De aanhoudende crisis in Europa heeft de relaties tussen de lidstaten geen goed gedaan. Er is een nieuw pan-Europees gezelschapsspel ontstaan, met voor iedere lidstaat eigen regels: overlaad de ander met verwijten. Als trouwe Europeanen doen wij Nederlanders er enthousiast aan mee. De afgelopen jaren waren Italianen en Spanjaarden de gebeten hond. Hun bankwezen was rot, hun arbeidsmarkt star, en hun publieke financiën een rotzooi. We zijn liefhebbers geworden van Dostojevski: Schuld en Boete. Je moet die Spanjaarden onder druk houden, anders hervormen ze nooit. Het liefst zouden we ook nog denken dat het voor hun eigen bestwil is.
De Nederlandse spelregels voor dit tijdverdrijf zijn recent veranderd. Op Italië en Spanje zijn we uitgekeken. Frankrijk is sinds kort het nieuwe voorwerp van spot. Ze leren het in Parijs immers nooit. De noodzaak van hervormingen wil er maar niet in. De geest van de revolutie waart er nog steeds rond: samen op de barricade voor een nog lagere pensioenleeftijd! Geruisloos hebben wij voor onszelf een nieuw alibi gecreëerd. Die Fransen deugen niet. Zij zijn de schuld van de crisis. Alleen onze standvastigheid, Nederland en Duitsland, heeft Europa gered. De retoriek van boete en schuld wint het moeiteloos van die van samenwerking en solidariteit. En daarmee wint het stabiliteitspact het van Juncker’s Investeringsplan.
Maar is dit ook waar? Is de crisis een probleem van te weinig boete voor een te grote schuld? Of ontbreekt de solidariteit die nodig is voor succesvolle samenwerking?
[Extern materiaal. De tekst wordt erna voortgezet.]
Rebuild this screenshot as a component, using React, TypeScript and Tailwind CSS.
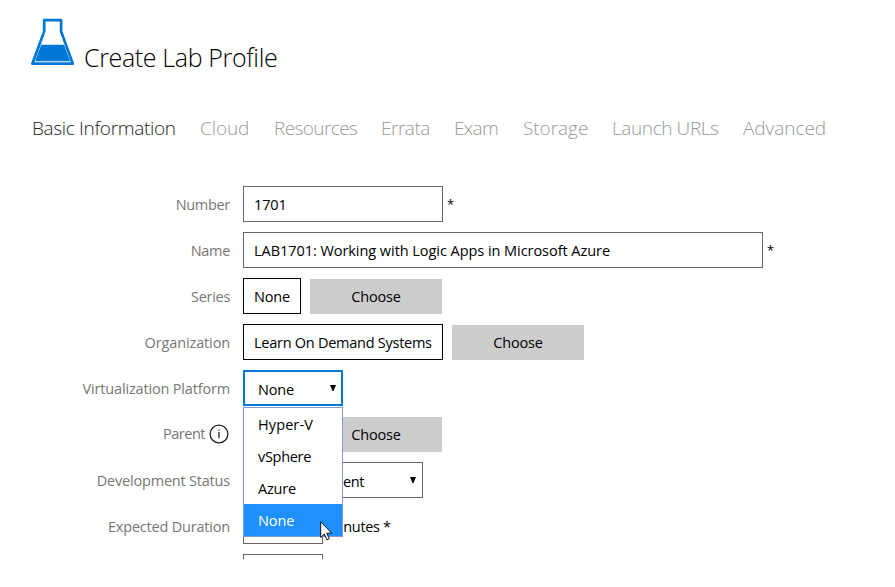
import type { ReactNode } from 'react';

function Flask() {
  return (
    <svg width="44" height="48" viewBox="0 0 44 48" className="block">
      <path d="M13.2 2.2H30.1v11.2L41.8 45.7H1.4L13.2 13.4z" fill="none" stroke="#0078d7" strokeWidth="2.7" strokeLinejoin="round" />
      <path d="M10.2 26.8h22.9l6 16.4H4.1z" fill="#0078d7" />
    </svg>
  );
}

function Row({ label, track = 'tracking-[-0.3px]', children }: { label: ReactNode; track?: string; children: ReactNode }) {
  return (
    <div className="flex h-9 items-center">
      <div className={`flex w-[230px] items-center justify-end pt-[2px] text-[#777] ${track}`}>{label}</div>
      <div className="ml-[13px] flex h-9 items-center text-black">{children}</div>
    </div>
  );
}

function Choose() {
  return (
    <button className="mt-px ml-[9px] h-[35px] w-[132px] bg-[#ccc] text-center leading-[35px] tracking-[-0.2px]">Choose</button>
  );
}

function Arrow() {
  return (
    <svg width="6" height="6" viewBox="0 0 6 6" className="block">
      <path d="M0 0h6L3.5 6h-1z" fill="#000" />
    </svg>
  );
}

function Option({ track = '', children }: { track?: string; children: ReactNode }) {
  return <div className={`h-8 pl-[14px] leading-[33px] ${track}`}>{children}</div>;
}

export default function App() {
  return (
    <div className="h-[587px] w-[895px] overflow-hidden bg-white font-['Open_Sans',sans-serif] text-[14.5px] tracking-[-0.3px] whitespace-nowrap">
      <header className="flex h-[66px] pt-[18px] pl-[31px]">
        <Flask />
        <h1 className="mt-[21px] ml-[9px] text-[25px] leading-[36px] font-light tracking-[-0.36px]">Create Lab Profile</h1>
      </header>
      <nav className="mt-[46px] flex h-8 pl-8 text-[19px] leading-8 font-light text-[#999]">
        <span className="w-[168px] tracking-[-0.33px] text-[#222]">Basic Information</span>
        <span className="w-[74px] tracking-[-0.1px]">Cloud</span>
        <span className="w-[107px] tracking-[-0.6px]">Resources</span>
        <span className="w-[73px] tracking-[-0.47px]">Errata</span>
        <span className="w-[69px] tracking-[-0.7px]">Exam</span>
        <span className="w-[89px] tracking-[-0.05px]">Storage</span>
        <span className="w-[131px] tracking-[-0.4px]">Launch URLs</span>
        <span className="tracking-[-0.05px]">Advanced</span>
      </nav>
      <main className="mt-[42px] flex h-[373px] flex-col gap-[10px] overflow-hidden">
        <Row label="Number">
          <div className="h-9 w-[200px] border border-[#666] pl-[10px] leading-[35px] tracking-[-0.15px]">1701</div>
          <span className="mt-[2px] ml-1 text-[13px]">*</span>
        </Row>
        <Row label="Name">
          <div className="h-9 w-[520px] border border-[#666] pl-[10px] leading-[35px] tracking-[-0.05px]">LAB1701: Working with Logic Apps in Microsoft Azure</div>
          <span className="mt-[2px] ml-1 text-[13px]">*</span>
        </Row>
        <Row label="Series">
          <div className="h-9 w-[58px] border border-black pl-[10px] leading-[35px] tracking-[-0.15px]">None</div>
          <Choose />
        </Row>
        <Row label="Organization" track="tracking-[-0.13px]">
          <div className="h-9 w-[200px] border border-black pl-[10px] leading-[35px] tracking-[-0.26px]">Learn On Demand Systems</div>
          <Choose />
        </Row>
        <Row label="Virtualization Platform" track="tracking-[-0.17px]">
          <div className="relative flex h-9 w-[100px] items-center justify-between border-2 border-[#0078d7] pr-[5px] pl-[13px]">
            <span className="pt-[3px] tracking-[-0.15px]">None</span>
            <Arrow />
            <div className="absolute top-[35px] -left-[2px] z-10 h-[130px] w-[100px] border border-[#7b9ad8] bg-white">
              <Option track="tracking-[0.1px]">Hyper-V</Option>
              <Option>vSphere</Option>
              <Option track="tracking-[-0.2px]">Azure</Option>
              <div className="h-8 bg-[#1e90ff] pl-[14px] leading-[33px] tracking-[-0.1px] text-white">None</div>
              <svg width="13" height="20" viewBox="0 0 13 20" className="absolute top-[113px] left-[76px]">
                <path d="M.7.8v15.7l3.6-3.4 2.5 5.7 2.5-1.1-2.5-5.5h5z" fill="#fff" stroke="#111" strokeWidth="1" />
              </svg>
            </div>
          </div>
        </Row>
        <Row
          track="tracking-[-0.5px]"
          label={
            <>
              <span className="-mt-[2px]">Parent</span>
              <svg width="20" height="20" viewBox="0 0 20 20" className="-mt-[3px] mr-px ml-1 block">
                <circle cx="10" cy="10" r="8.9" fill="none" stroke="#222" strokeWidth="1.3" />
                <path d="M10 8v6.2M10 5.4v1.4" stroke="#222" strokeWidth="1.3" />
              </svg>
            </>
          }
        >
          <div className="w-[58px]" />
          <Choose />
        </Row>
        <Row label="Development Status" track="tracking-[-0.2px]">
          <div className="flex h-9 w-[180px] items-center justify-between border border-[#666] pr-[6px] pl-[99px]">
            <span className="pt-[3px] tracking-[-0.45px]">ent</span>
            <Arrow />
          </div>
        </Row>
        <Row label="Expected Duration" track="tracking-[-0.2px]">
          <div className="h-9 w-20 border border-[#666]" />
          <span className="mt-[2px] ml-[17px] tracking-[-0.35px]">inutes *</span>
        </Row>
        <Row label="">
          <div className="h-9 w-20 border border-[#666]" />
        </Row>
      </main>
    </div>
  );
}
Is het Zuiden het probleem, of treft het Noorden blaam? Laat mij advocaat van de duivel spelen: Duitsland treft de grootste blaam (ik bespaar me de rotte eieren, de Nederlandse rol laat ik aan u over). Natuurlijk zou Frankrijk zijn economie kunnen hervormen. Dat recept is altijd goed. Maar geldt dat niet evenzeer voor Duitsland? Bij de recente Bankentest (Asset Quality Review) zijn de Duitse Landesbanken de dans ontsprongen. Dat is minder te danken aan de kwaliteit van hun balans dan aan de kracht van hun lobby. In de Duitse dienstensector worden de insiders met man en macht tegen nieuwe concurrenten beschermd.
Maar de hoofdschuldige aan de crisis is de Bundesbank. De Bundesbank heeft een dramatisch record bij het voorspellen. Vier jaar lang wordt er gesproken over de dreiging van een Japan scenario voor Europa: deflatie en lage groei. Toch zag de Bundesbank maar één gevaar: het inflatiespook. De Duitse publieke opinie werd gemobiliseerd tegen de ECB. De Duitse geschiedenis, de hyper inflatie van 1923, maakt de angst voor inflatie begrijpelijk. Het Duitse respect voor zijn eigen geschiedenis heeft Europa veel goeds gebracht. Respect voor de eigen geschiedenis is echter geen alibi voor een falende analyse. Want inflatie bleek inderdaad slechts een spook, het gevaar kwam uit tegenoverstelde richting. Nu het eenmaal zover is, zit de ECB met de handen in het haar en Zuid Europa met de gebakken peren. Aflossing van de Italiaanse staatsschuld is verder weg dan ooit, net zoals hervormingen in Frankrijk. Hou ze onder druk was het devies, maar onder druk wordt niet alles vloeibaar.
Ik doe dus vast een wens voor 2015: nieuwe regels voor ons gezelschapsspel. Stop de verwijten, begin met zoeken naar een gemeenschappelijke agenda. Er is een voorbeeld. In 1995, 3 jaar na de instorting van de slang (de voorloper van de EMU), kwamen de Europese regeringsleiders in Madrid bijeen. Drie jaar lang was Europa van incident naar incident gehobbeld, bij gebrek aan gemeenschappelijke agenda. In Madrid werden de klokken weer gelijk gezet. Onmiddellijk daarna kwam Europa weer op stoom. Tien jaar lang steeg de welvaart met grote sprongen. Europa verdient opnieuw zo’n top.